Where Iceberg Fits in the Lakehouse

Apache Iceberg is the crucial middle layer of the Data Lakehouse architecture. It bridges the gap between raw, cheap cloud storage and powerful, distributed compute engines.

By providing a unified, open standard, Iceberg prevents vendor lock-in. Because the metadata format is open source, any tool can implement a reader or writer for it. You can ingest data with Flink, transform it with Spark, and serve dashboards with Dremio—all pointing at the exact same Iceberg table, with zero data movement or duplication.
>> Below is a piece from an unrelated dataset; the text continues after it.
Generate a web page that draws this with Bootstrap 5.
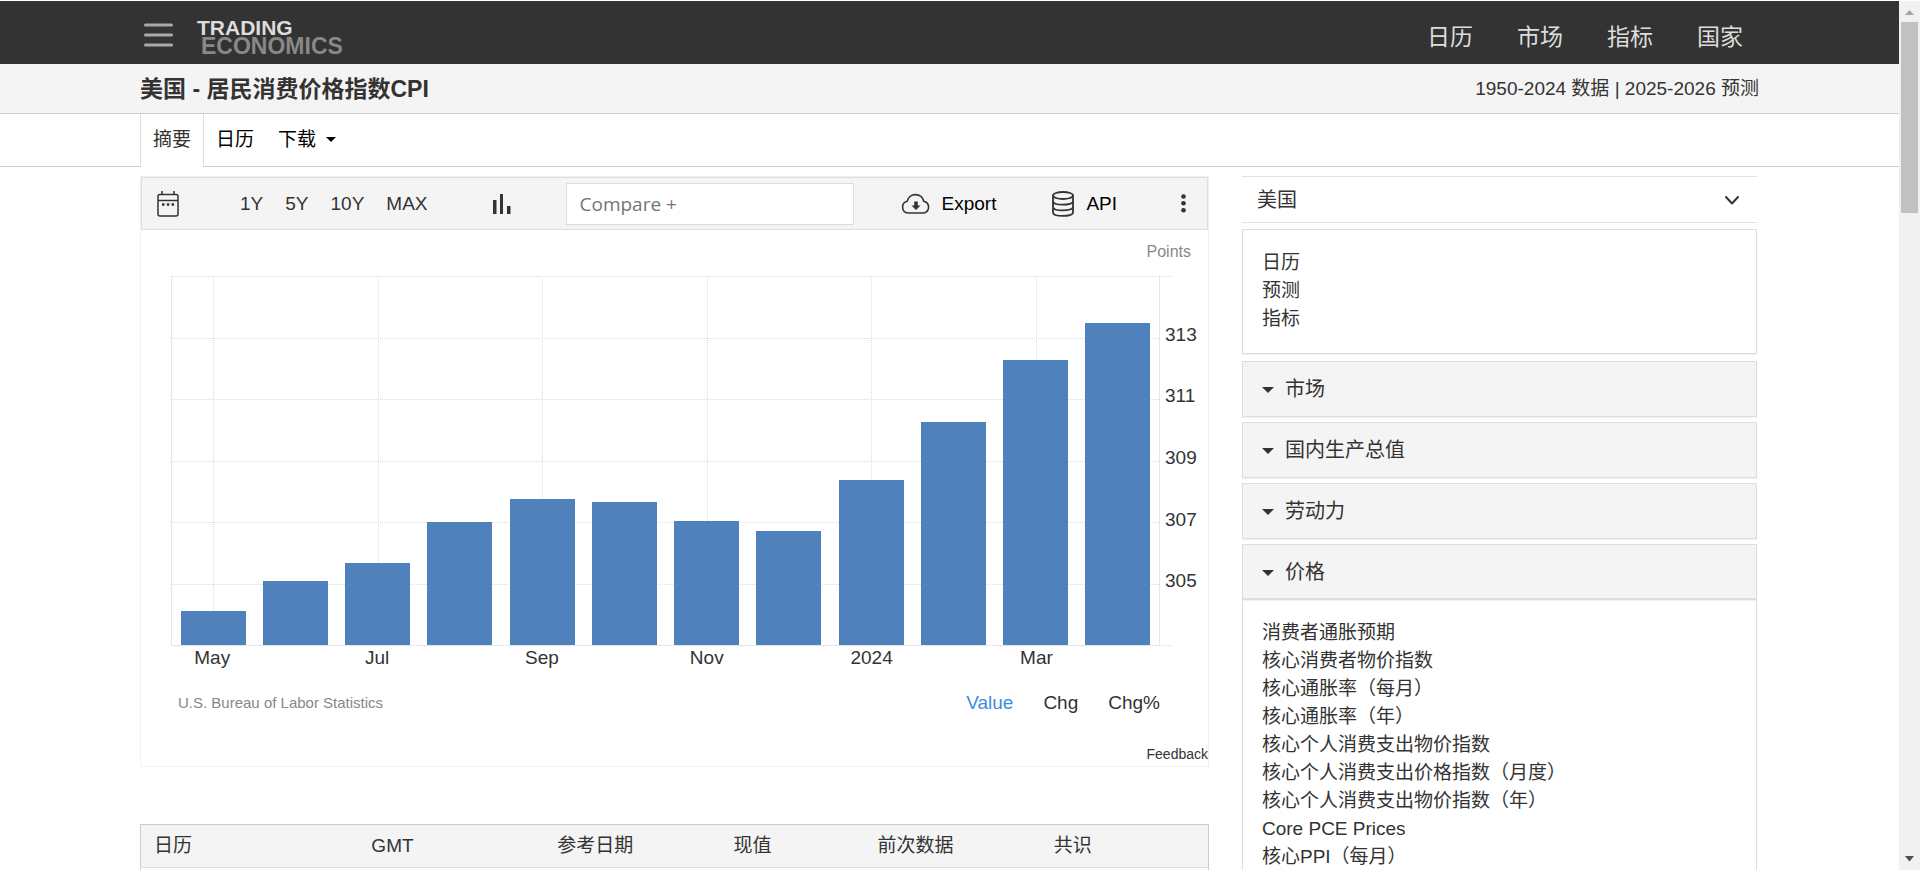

Iceberg vs. Plain Parquet Folders

Feature	Plain Parquet in Hive/S3	Apache Iceberg
Safe Concurrent Writes	No (Data corruption risk)	Yes (ACID Guarantees)
Schema Evolution	Painful / Requires Rewrites	Instant / In-Place
Partition Evolution	Impossible	Yes (Hidden Partitioning)
Time Travel	No	Yes
Performance	Slow (Directory Listings)	Fast (Metadata File Pruning)

When NOT to use Iceberg

Iceberg is incredibly powerful, but it is specifically designed for huge analytic tables. You should reconsider using Iceberg if:

You have tiny datasets: If your entire database is 50MB, the overhead of Iceberg's metadata tree will actually make queries slower than just reading a raw CSV or SQLite file.
You need high-frequency, single-row OLTP transactions: Iceberg is an OLAP (analytics) format. If you need to process 10,000 individual single-row updates per second (like a banking application), you need a traditional operational database like PostgreSQL or Cassandra, not a lakehouse.

Conclusion

Apache Iceberg has won the table format war because it solved the hardest problems of data lakes (performance at scale, data correctness, and schema management) through an elegant, file-level metadata abstraction.

By standardizing how compute engines interact with data lakes, Iceberg has made the unified Data Lakehouse a reality, allowing organizations to achieve data warehouse performance at cloud object storage prices.